Although Ms. Geddes Dukes and her husband divorced in 1968, they remained lifelong friends. Her new single status heralded a renaissance in her life. She attended the University of La Verne 30 years after her college education was interrupted by marriage and received her bachelor of art’s degree, cum laude. The return to school allowed her to immerse herself in a lifelong passion, Egyptology, as well as prepare for a career.

After working for a time at Cal Poly Pomona’s Foundation office, she joined the Teacher Education Department of the Claremont Graduate University. Her job was to ensure that the school’s aspiring teachers had everything in order for their teaching credentials. Many of her students continued to keep in touch long after they had embarked on their teaching careers. After her retirement at age 74, Ms. Geddes Dukes continued to work part-time at CGU until she was 82, when she suffered a stroke.

While she was married, Ms. Geddes Dukes acted the part of the doctor’s wife, entertaining extensively at the family home. Her single life was dramatically different.

“She almost had 2 lives,” her son Robert shared. “After she and my father divorced, my mother came to the conclusion that she probably shouldn’t be married. She liked being with herself and being her own person. She was quite an individualist.”

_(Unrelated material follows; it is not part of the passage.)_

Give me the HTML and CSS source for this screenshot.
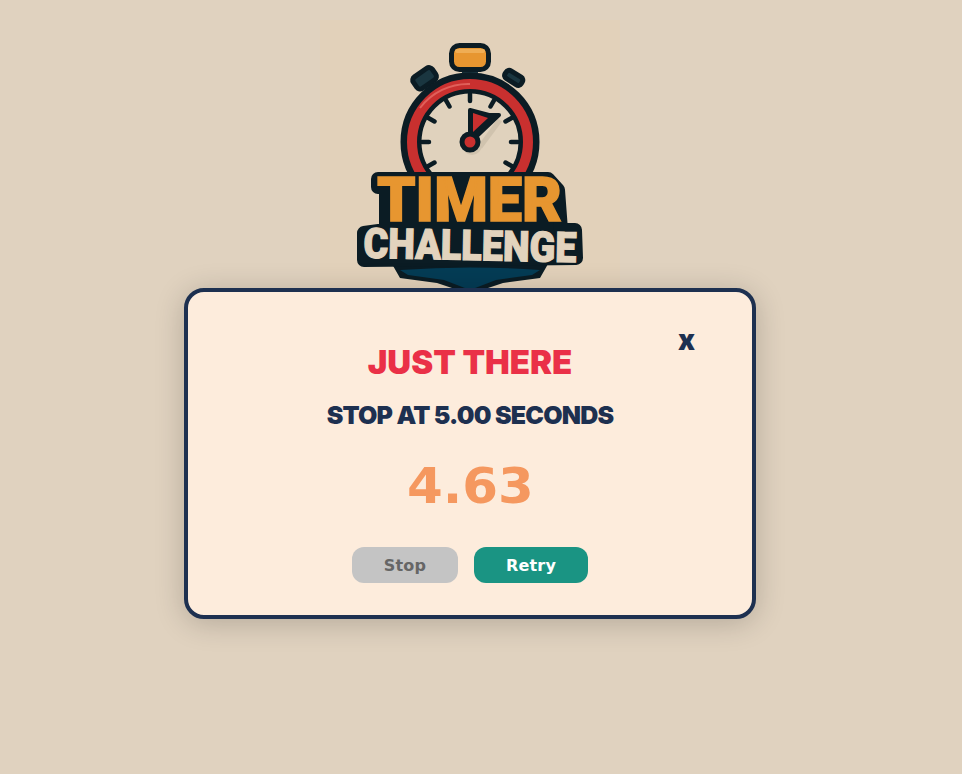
FILE: index.html
```html
<!DOCTYPE html>
<html lang="en">
<head>
<meta charset="utf-8">
<title>Timer Challenge</title>
<link rel="stylesheet" href="styles.css">
</head>
<body>
<main class="page">
  <svg class="logo" viewBox="0 0 300 300" width="300" height="300" role="img" aria-label="Timer Challenge logo">
    <rect width="300" height="300" fill="#e2d1ba"/>
    <rect x="142" y="49" width="16" height="9" fill="#1a3640"/>
    <rect x="131.500" y="25.500" width="37" height="24" rx="8" fill="#e79630" stroke="#0b1c24" stroke-width="5"/>
    <rect x="135" y="29" width="30" height="4" rx="2" fill="#efad54"/>
    <g transform="rotate(-35 105 58)"><rect x="93" y="51" width="23" height="14" rx="4" fill="#1a3640" stroke="#0b1c24" stroke-width="5"/></g>
    <g transform="rotate(32 193 58)"><rect x="184" y="53" width="19" height="9" rx="3.500" fill="#1a3640" stroke="#0b1c24" stroke-width="5"/></g>
    <circle cx="150" cy="122" r="59" fill="#e0d2bd" stroke="#0b1c24" stroke-width="21"/>
    <circle cx="150" cy="122" r="58" fill="none" stroke="#c9302f" stroke-width="10"/>
    <path d="M100 88 A60 60 0 0 1 150 64" fill="none" stroke="#e0605a" stroke-width="2"/>
    <g stroke="#0b1c24" stroke-width="4.500" stroke-linecap="round">
      <path d="M150 74V81M150 163V170M102 122H109M191 122H198"/>
      <path d="M174 80.400L170.500 86.500M191.600 98L185.500 101.500M191.600 146L185.500 142.500M174 163.600L170.500 157.500M126 163.600L129.500 157.500M108.400 146L114.500 142.500M108.400 98L114.500 101.500M126 80.400L129.500 86.500"/>
    </g>
    <path d="M180 100L160 127" stroke="#d0c3ae" stroke-width="5"/>
    <circle cx="152" cy="125" r="10" fill="#d0c3ae"/>
    <path d="M150 90L169 95L179 95L158 115L150 120Z" fill="#0b1c24" stroke="#0b1c24" stroke-width="4" stroke-linejoin="round"/>
    <path d="M153 93L168 98L153 112Z" fill="#c9302f"/>
    <circle cx="150" cy="122" r="8" fill="#c9302f" stroke="#0b1c24" stroke-width="5"/>

    <path d="M72 244L80 258L117 263L150 274L183 263L220 258L228 244Z" fill="#0b1c24"/>
    <path d="M58 159H228L238 170L241 210H255L256 238L44 240L44 213L66 210L66 167L58 167Z" fill="#0b1c24" stroke="#0b1c24" stroke-width="14" stroke-linejoin="round"/>
    <path d="M80 250Q150 245 220 250L212 255L176 260L150 270L124 260L88 255Z" fill="#043c55"/>
    <text class="logo-timer" x="149.500" y="201" textLength="185" lengthAdjust="spacingAndGlyphs">TIMER</text>
    <g transform="rotate(1.250 150 225)">
      <text class="logo-challenge" x="150" y="240" textLength="213" lengthAdjust="spacingAndGlyphs">CHALLENGE</text>
    </g>
  </svg>

  <section class="modal">
    <button class="close" type="button">x</button>
    <h2 class="result">JUST THERE</h2>
    <h3 class="goal">STOP AT 5.00 SECONDS</h3>
    <div class="time">4.63</div>
    <div class="actions">
      <button class="btn btn-stop" type="button">Stop</button>
      <button class="btn btn-retry" type="button">Retry</button>
    </div>
  </section>
</main>
</body>
</html>
```
FILE: styles.css
```css
* { box-sizing: border-box; }
html, body { margin: 0; height: 100%; }
body { background: #e0d2bf; overflow: hidden; }
.page {
  position: relative;
  height: 774px;
  display: flex;
  flex-direction: column;
  align-items: center;
  padding: 20px 22px 0 0;
}
.logo { display: block; flex: none; }
.logo-timer, .logo-challenge {
  font-family: "Roboto", "Liberation Sans", sans-serif;
  font-weight: 900;
  text-anchor: middle;
}
.logo-timer { font-size: 62px; fill: #e79630; stroke: #e79630; stroke-width: 1.5px; }
.logo-challenge { font-size: 42px; fill: #e2d3bd; stroke: #e2d3bd; stroke-width: 1.2px; }

.modal {
  position: absolute;
  left: 184px;
  top: 288px;
  width: 572px;
  height: 331px;
  background: #fdecdc;
  border: 4px solid #1d3050;
  border-radius: 20px;
  box-shadow: 0 4px 30px rgba(0, 0, 0, 0.2);
  display: flex;
  flex-direction: column;
  align-items: center;
  padding-top: 52px;
}
.close {
  position: absolute;
  top: 34px;
  right: 57px;
  padding: 0;
  border: 0;
  background: none;
  color: #1d3050;
  font: 900 28px/1 "Inter", sans-serif;
  cursor: pointer;
}
.result, .goal {
  margin: 0;
  font-family: "Inter", "Roboto", sans-serif;
  font-weight: 900;
  white-space: nowrap;
}
.result {
  font-size: 33px;
  line-height: 36px;
  color: #ea3047;
}
.goal {
  margin-top: 20px;
  font-size: 25px;
  line-height: 30px;
  letter-spacing: -0.8px;
  color: #1d3050;
}
.time {
  margin-top: 29px;
  font-family: "DejaVu Sans", sans-serif;
  font-weight: 700;
  font-size: 49px;
  line-height: 56px;
  transform: scaleX(1.05);
  color: #f5985f;
}
.actions {
  margin-top: 32px;
  display: flex;
  gap: 16px;
}
.btn {
  height: 36px;
  padding: 0;
  border: 0;
  border-radius: 12px;
  font-family: "DejaVu Sans", sans-serif;
  font-weight: 700;
  font-size: 16px;
  letter-spacing: 0.2px;
  cursor: pointer;
}
.btn-stop { width: 106px; background: #c4c4c4; color: #666; }
.btn-retry { width: 114px; background: #1a9483; color: #fff; }
```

Ms. Geddes Dukes produced a series of audiotapes covering the history of the pyramids and the Nile Valley.  She traveled extensively throughout Egypt, Europe, England and Russia. Her daughter, who worked in Saudi Arabia for many years, often joined Ms. Geddes Dukes in her travels. They would meet in London before departing on their adventures.

Ms. Geddes Dukes is survived by her son, Robert Dukes, and his wife Mary of Claremont; by her daughter, Nancy Dukes, of Pomona; by her son, David Dukes, and his wife Lola of Upland; by her 5 grandchildren, Jennifer Gomez, Lauren Dukes, Audrey Dukes, Allison Dukes and Daniel Dukes; and by her great-grandson, Liam Gomez.

The graveside service at Pomona Valley Memorial Park will be private per her wishes. In lieu of flowers, the family requests that memorial donations be made to VNA Hospice & Palliative Care of Southern California, 150 West First St, Suite 270, Claremont, CA 91711.